= 7th Maryland Infantry Regiment =

Military unit on the Union side during the American Civil War

The 7th Regiment Maryland Volunteer Infantry was a regiment that participated in the American Civil War.

== Service ==
The regiment was recruited from the northern line of Maryland counties, under the call of July 1, 1862, for "three years or the war". Toward the end of August, 1862, nine companies had been enrolled and mustered in Baltimore, and went into "Camp Harford", a spot now included within the limits of Druid Hill Park. The aggregate strength of the regiment at formation was 784 officers and men. Call of duty hurried it to the field before it had received its tenth company, the men recruited for which were mustered into other regiments. The tenth Company, K, was composed of the re-enlisted men of the Tenth Maryland (a six months' organization), and joined the regiment in April, 1864.
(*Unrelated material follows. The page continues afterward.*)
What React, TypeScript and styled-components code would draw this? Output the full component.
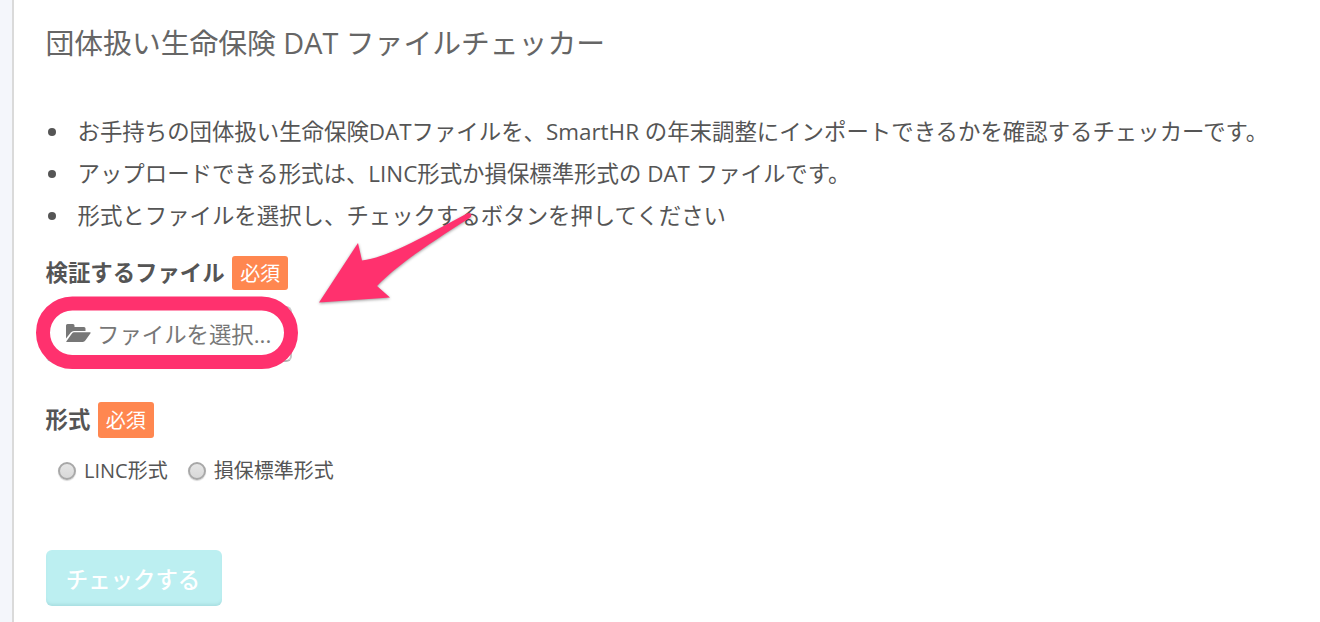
import React from "react";
import styled, { createGlobalStyle } from "styled-components";

const GlobalStyle = createGlobalStyle`
  * { box-sizing: border-box; }
  body {
    margin: 0;
    background: #f4f6fb;
    color: #555;
    font-family: "Open Sans", "Noto Sans CJK JP", sans-serif;
    font-size: 22.4px;
    overflow: hidden;
  }
`;

const Page = styled.div`
  position: relative;
  height: 622px;
  padding-left: 12px;
`;

const Panel = styled.main`
  height: 100%;
  border-left: 2px solid #dadada;
  background: #fff;
  padding: 22px 32px 0;
`;

const Title = styled.h1`
  margin: 0 0 0 -0.5px;
  height: 42px;
  line-height: 42px;
  font-size: 28.8px;
  font-weight: 400;
  color: #666;
  white-space: nowrap;
`;

const Notes = styled.ul`
  margin: 47px 0 0;
  padding: 0;
  list-style: none;
`;

const Note = styled.li`
  display: flex;
  align-items: center;
  height: 42px;
  line-height: 42px;
  font-size: 22.42px;
  white-space: nowrap;

  &::before {
    content: "";
    width: 8px;
    height: 8px;
    margin: 0 21.5px 0 2px;
    border-radius: 50%;
    background: #555;
  }
`;

const Field = styled.section<{ $top: number }>`
  margin-top: ${(p) => p.$top}px;
`;

const FieldHeading = styled.div<{ $height: number }>`
  display: flex;
  align-items: center;
  gap: 7.5px;
  height: ${(p) => p.$height}px;
  margin-left: -0.5px;
`;

const Label = styled.span`
  line-height: 36px;
  font-weight: 700;
`;

const Required = styled.span`
  display: flex;
  align-items: center;
  justify-content: center;
  width: 56px;
  height: 100%;
  border-radius: 3px;
  background: #ff8750;
  color: #fff;
  font-size: 20px;
  line-height: 30px;
  padding-top: 2px;
`;

const FileButton = styled.button`
  display: flex;
  align-items: center;
  gap: 6px;
  width: 246px;
  height: 56px;
  margin-top: 16px;
  padding: 0 0 2px 18px;
  border: 2px solid #c4c4c4;
  border-bottom-color: #b4b4b4;
  border-radius: 6px;
  background: #fff;
  color: #777;
  font: inherit;
  white-space: nowrap;
`;

const Radios = styled.div`
  display: flex;
  gap: 20px;
  margin: 15px 0 0 12px;
`;

const RadioLabel = styled.label`
  display: flex;
  align-items: center;
  gap: 8px;
  height: 36px;
  font-size: 20px;
  line-height: 36px;
`;

const Radio = styled.input.attrs({ type: "radio" })`
  appearance: none;
  width: 18px;
  height: 18px;
  margin: 0;
  border: 2px solid #a8a8a8;
  border-radius: 50%;
  background: linear-gradient(#e5e5e5, #d9d9d9);
  box-shadow: 0 1px 1px rgba(0, 0, 0, 0.16);
`;

const Submit = styled.button`
  display: block;
  width: 176px;
  height: 56px;
  margin-top: 61px;
  padding: 0 2px 0 0;
  border: 0;
  border-radius: 6px;
  background: #bceff1;
  box-shadow: inset 0 -3px 3px -1px rgba(0, 90, 100, 0.1);
  color: #fff;
  font: inherit;
  font-weight: 500;
`;

const Annotation = styled.svg`
  position: absolute;
  left: 0;
  top: 0;
  pointer-events: none;
`;

const Arrow = styled.path`
  filter: drop-shadow(0 1.5px 1.5px rgba(0, 0, 0, 0.4));
`;

const FolderIcon = () => (
  <svg width="25" height="20" viewBox="0 0 25 20" fill="currentColor">
    <path d="M0 15.5V2.5Q0 1 1.5 1H7q1.5 0 1.5 1.5V4H18q1.5 0 1.5 1.5V8H8Q6 8 4.8 9.5Z" />
    <path d="M7.8 9.3H24q1.2 0 .5 1l-5 7Q18.4 19 16.8 19H1q-1.2 0-.4-1l5-7.1Q6.5 9.3 7.8 9.3Z" />
  </svg>
);

const notes = [
  "お手持ちの団体扱い生命保険DATファイルを、SmartHR の年末調整にインポートできるかを確認するチェッカーです。",
  "アップロードできる形式は、LINC形式か損保標準形式の DAT ファイルです。",
  "形式とファイルを選択し、チェックするボタンを押してください",
];

export default function App() {
  return (
    <Page>
      <GlobalStyle />
      <Panel>
        <Title>団体扱い生命保険 DAT ファイルチェッカー</Title>
        <Notes>
          {notes.map((note) => (
            <Note key={note}>{note}</Note>
          ))}
        </Notes>
        <Field $top={19}>
          <FieldHeading $height={34}>
            <Label>検証するファイル</Label>
            <Required>必須</Required>
          </FieldHeading>
          <FileButton>
            <FolderIcon />
            ファイルを選択...
          </FileButton>
        </Field>
        <Field $top={40}>
          <FieldHeading $height={36}>
            <Label>形式</Label>
            <Required>必須</Required>
          </FieldHeading>
          <Radios>
            <RadioLabel>
              <Radio name="format" />
              LINC形式
            </RadioLabel>
            <RadioLabel>
              <Radio name="format" />
              損保標準形式
            </RadioLabel>
          </Radios>
        </Field>
        <Submit>チェックする</Submit>
      </Panel>
      <Annotation width="500" height="390" viewBox="0 0 500 390">
        <rect x="43" y="303.5" width="248" height="58.5" rx="29.25" fill="none" stroke="#ff316e" strokeWidth="14" />
        <Arrow
          d="M319 302.5L358 243L362 260.5C390 257 430 233 467 213.5Q470.5 212 471.3 214.5Q472 216.5 469 218.5C435 240 398 264 377 286L390 297.5Z"
          fill="#ff316e"
        />
      </Annotation>
    </Page>
  );
}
The Seventh Regiment was raised and originally commanded by Colonel Edwin H. Webster, of Harford County, a representative from Maryland in Congress. Lieutenant Colonel Charles E. Phelps, subsequently promoted Colonel, and later Brigadier-General by brevet, was a member of the Baltimore bar, and had been Major of the "Maryland Guard", somewhat celebrated just before the war as a thoroughly drilled volunteer battalion. Additional leadership was provided by Major William H. Dallam, a prominent and highly esteemed lawyer of Harford County. Dallam had served as the Clerk of the Circuit Court and for many years as State's Attorney.

After serving guard duty in the defenses of Washington, the regiment was sent to the Shenandoah Valley for operations. Their first combat came on March 13, 1863, when they repulsed a charge by the 5th Virginia Infantry regiment. They were sent to V Corps, Army of the Potomac. At the Battle of Gettysburg, they were forced to withdraw from the Peach Orchard early on the second day. They were among the units who repelled Pickett's charge. The unit was stationed for garrison duty in southern Pennsylvania and was involved in skirmishes against some of Jubal Early's infantry units. Because of heavy losses at the Battle of Cold Harbor, they were sent as replacements to IV corps, Army of the Potomac. They suffered heavy casualties during the Siege of Petersburg, having to repel six charges by counterattacking units of the 15th Georgia Volunteer Infantry. They marched in the Grand review and were mustered out of service on June 3, 1865.

This unit suffered the loss of 389 men, who were 23 officers and 366 enlisted men, and 65 of those men died of disease. 13 men were captured at Gettysburg, 5 of which perished at Libby Prison. Unit was noted by President Lincoln for being "very effective in combat and showing utmost loyalty to the cause of the great republic".